Defendants justify the absence of an award for lost earning capacity on grounds that the expert did not consider the incompetent’s “actual work history . .. past criminal record ... likely . . . incarceration . . . [and] sociopathic tendencies” in evaluating that loss. We are referred to the pages of the expert’s testimony where he agrees, on cross-examination, that some specific items were not included in his analysis. Where the evidence might appear in the 830 pages of testimony in this record, however, to show that those factors should have been included, is left to us to find. We decline to sift through the testimony of thirty-four witnesses. If additional information should have been incorporated into the expert’s calculations, defendants have failed to point to a single transcript page establishing the alleged missing “facts.” We will not search the record; that is the burden of defendants. Louis Lyster, Gen. Contr., Inc. v. Town of Las Vegas, 75 N.M. 427, 405 P.2d 665 (1965). The economic evidence, therefore, stands unimpeached. See Tafoya v. Tafoya, 84 N.M. 124, 500 P.2d 409 (1972). We would also emphasize that, whether there is any evidence of past earnings or of any decrease in plaintiff’s earning capacity, proof of a continuing disability or an irreparable physical injury is all that is needed to permit the fact-finder to “award substantial damages” for loss of wage-earning ability. Jackson v. Southwestern Publ. Serv. Co., 66 N.M. 458, 349 P.2d 1029 (1960). See also Baros v. Kazmierczwk, 68 N.M. 421, 362 P.2d 798 (1961).

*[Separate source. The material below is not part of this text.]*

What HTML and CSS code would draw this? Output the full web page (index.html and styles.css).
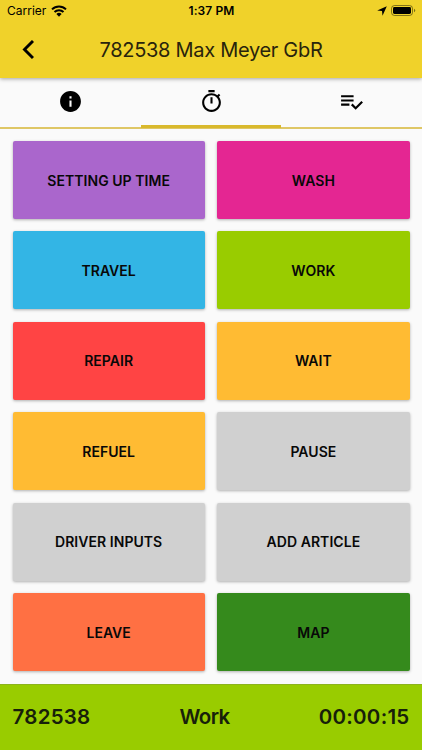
FILE: index.html
```html
<!DOCTYPE html>
<html lang="en">
<head>
    <meta charset="UTF-8">
    <meta name="viewport" content="width=device-width, initial-scale=1.0">
    <title>782538 Max Meyer GbR</title>
    <link rel="stylesheet" href="styles.css">
</head>
<body>
    <header>
        <div class="status-bar">
            <div class="carrier">
                <span>Carrier</span>
                <svg class="wifi" viewBox="0 0 16 12" width="16" height="12">
                    <path d="M1 4.4a10 10 0 0 1 14 0M3.5 7a6.4 6.4 0 0 1 9 0" fill="none" stroke="#000" stroke-width="2"/>
                    <path d="M5.4 9a3.7 3.7 0 0 1 5.2 0L8 11.7z"/>
                </svg>
            </div>
            <div class="clock">1:37 PM</div>
            <div class="battery">
                <svg viewBox="0 0 10 10" width="10" height="10">
                    <path d="M9.8.2L5.5 9.8 5 5 .2 4.5z"/>
                </svg>
                <svg viewBox="0 0 25 11" width="25" height="11">
                    <rect x=".5" y=".5" width="21" height="10" rx="3" fill="none" stroke="#000" stroke-opacity=".45"/>
                    <rect x="2" y="2" width="18" height="7" rx="1.4"/>
                    <path d="M23 3.8a1.8 1.8 0 0 1 0 3.4z" fill-opacity=".5"/>
                </svg>
            </div>
        </div>
        <div class="title-bar">
            <a href="#" class="back" aria-label="Back">
                <svg viewBox="0 0 12 20" width="12" height="20">
                    <path d="M11 1L2.500 9.500l8.500 8.500" fill="none" stroke="#000" stroke-width="2.900"/>
                </svg>
            </a>
            <h1>782538 Max Meyer GbR</h1>
        </div>
    </header>

    <nav>
        <a href="#" aria-label="Info">
            <svg viewBox="0 0 24 24" width="25" height="25">
                <path d="M12 2C6.480 2 2 6.480 2 12s4.480 10 10 10 10-4.480 10-10S17.520 2 12 2zm1 15h-2v-6h2v6zm0-8h-2V7h2v2z"/>
            </svg>
        </a>
        <a href="#" class="active" aria-label="Times">
            <svg viewBox="0 0 24 24" width="25" height="25">
                <path d="M15 1H9v2h6V1zm-4 13h2V8h-2v6zm8.030-6.610l1.420-1.420c-.43-.51-.9-.99-1.410-1.410l-1.420 1.420C16.070 4.740 14.120 4 12 4c-4.970 0-9 4.030-9 9s4.020 9 9 9 9-4.030 9-9c0-2.120-.74-4.070-1.970-5.610zM12 20c-3.870 0-7-3.130-7-7s3.130-7 7-7 7 3.130 7 7-3.130 7-7 7z"/>
            </svg>
        </a>
        <a href="#" aria-label="Checklist">
            <svg viewBox="0 0 24 24" width="25" height="25">
                <path d="M14 10H2v2h12v-2zm0-4H2v2h12V6zM2 16h8v-2H2v2zm19.500-4.500L23 13l-6.990 7-4.510-4.500L13 14l3.010 3 5.490-5.500z"/>
            </svg>
        </a>
    </nav>

    <main>
        <button class="setup">SETTING UP TIME</button>
        <button class="wash">WASH</button>
        <button class="travel">TRAVEL</button>
        <button class="work">WORK</button>
        <button class="repair">REPAIR</button>
        <button class="wait">WAIT</button>
        <button class="wait">REFUEL</button>
        <button>PAUSE</button>
        <button>DRIVER INPUTS</button>
        <button>ADD ARTICLE</button>
        <button class="leave">LEAVE</button>
        <button class="map">MAP</button>
    </main>

    <footer>
        <span>782538</span>
        <span class="activity">Work</span>
        <span>00:00:15</span>
    </footer>
</body>
</html>
```
FILE: styles.css
```css
* {
    box-sizing: border-box;
}

body {
    display: flex;
    flex-direction: column;
    height: 750px;
    margin: 0;
    background-color: #fafafa;
    color: #000;
    font-family: Inter, sans-serif;
}

svg {
    display: block;
}

header {
    position: relative;
    height: 78px;
    background-color: #f0d22a;
    box-shadow: 0 1px 4px rgba(0, 0, 0, 0.35);
}

.status-bar {
    display: grid;
    grid-template-columns: 1fr auto 1fr;
    align-items: center;
    height: 21px;
    padding: 0 6px 0 7px;
    font-size: 12px;
}

.carrier {
    display: flex;
    align-items: center;
    gap: 5px;
}

.clock {
    font-weight: 600;
    letter-spacing: 0.1px;
}

.battery {
    display: flex;
    align-items: center;
    justify-content: flex-end;
    gap: 4px;
}

.title-bar {
    display: grid;
    grid-template-columns: 60px 1fr 60px;
    align-items: center;
    height: 57px;
}

.back {
    padding-left: 22px;
}

h1 {
    margin: 0;
    color: #29240c;
    font-size: 20px;
    font-weight: 400;
    letter-spacing: -0.3px;
    text-align: center;
    white-space: nowrap;
}

nav {
    display: flex;
    height: 51px;
    border-bottom: 2px solid #dfc766;
}

nav a {
    display: flex;
    flex: 1;
    justify-content: center;
    padding-top: 10.5px;
}

nav .active {
    margin-bottom: -1px;
    border-bottom: 3px solid #d9b92c;
}

main {
    display: grid;
    flex: 1;
    grid-template-columns: 1fr 1fr;
    grid-auto-rows: 78px;
    gap: 12.45px;
    padding: 12px 12.5px;
}

button {
    padding: 0;
    border: 0;
    border-radius: 2px;
    background-color: #d0d0d0;
    box-shadow: 0 1px 3px rgba(0, 0, 0, 0.3);
    color: #080808;
    font-family: inherit;
    font-size: 14px;
    font-weight: 600;
    letter-spacing: 0.05px;
}

.setup {
    background-color: #aa66cc;
}

.wash {
    background-color: #e42692;
}

.travel {
    background-color: #33b5e5;
}

.work {
    background-color: #99cc00;
}

.repair {
    background-color: #ff4444;
}

.wait {
    background-color: #ffbb33;
}

.leave {
    background-color: #ff7043;
}

.map {
    background-color: #358a1c;
}

footer {
    display: flex;
    align-items: center;
    justify-content: space-between;
    height: 66.5px;
    padding: 0 12.5px 1px;
    border-top: 1px solid #8db31d;
    background-color: #99cc00;
    color: #17200a;
    font-size: 20.5px;
    font-weight: 600;
    letter-spacing: 0.25px;
}

.activity {
    letter-spacing: -0.6px;
}
```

Because the trial court explicitly found that plaintiff’s incompetent has suffered, among other damages, the loss of wage-earning ability through the tortious conduct of defendants, we must conclude it was error to neglect awarding damages for that injury. Justice is not done if damages are not awarded for a loss found to have been inflicted through defendants’ fault. Jones v. Pollock, 72 N.M. 315, 383 P.2d 271 (1963).

All that we have said above on the issue of damages applies equally to the trial court’s failure to award an amount for Guadalupe’s pain and suffering. The intention of the court to do so is clear from its findings. No doubt it was an oversight that lost earning capacity and pain and suffering were omitted from the judgment when damages were assessed. The $189,800 allowed by the judgment was specifically earmarked in the findings and the judgment to compensate for maintenance and custodial and medical care of plaintiff’s incompetent in the future. The other elements of loss, i. e., pain and suffering and earning capacity, found by the court to have been suffered by Guadalupe as a result of this grisly incident, were compensable (see Chapter 14, N.M.U.J.I. (Civ.), N.M. S.A. 1978). Just as with lost earning capacity some compensation for pain and suffering should have been included in the award. The matter must be remanded for the trial court’s determination of the additional amount that will “reasonably and fairly compensate” for those losses. N.M.U.J. I.(Civ.) 14.2; Jones v. Pollock, supra.

We affirm the trial court’s decisions of liability. We remand for consideration of additional damages in accordance with this opinion.

HERNANDEZ, C.J., and ANDREWS, J., concur.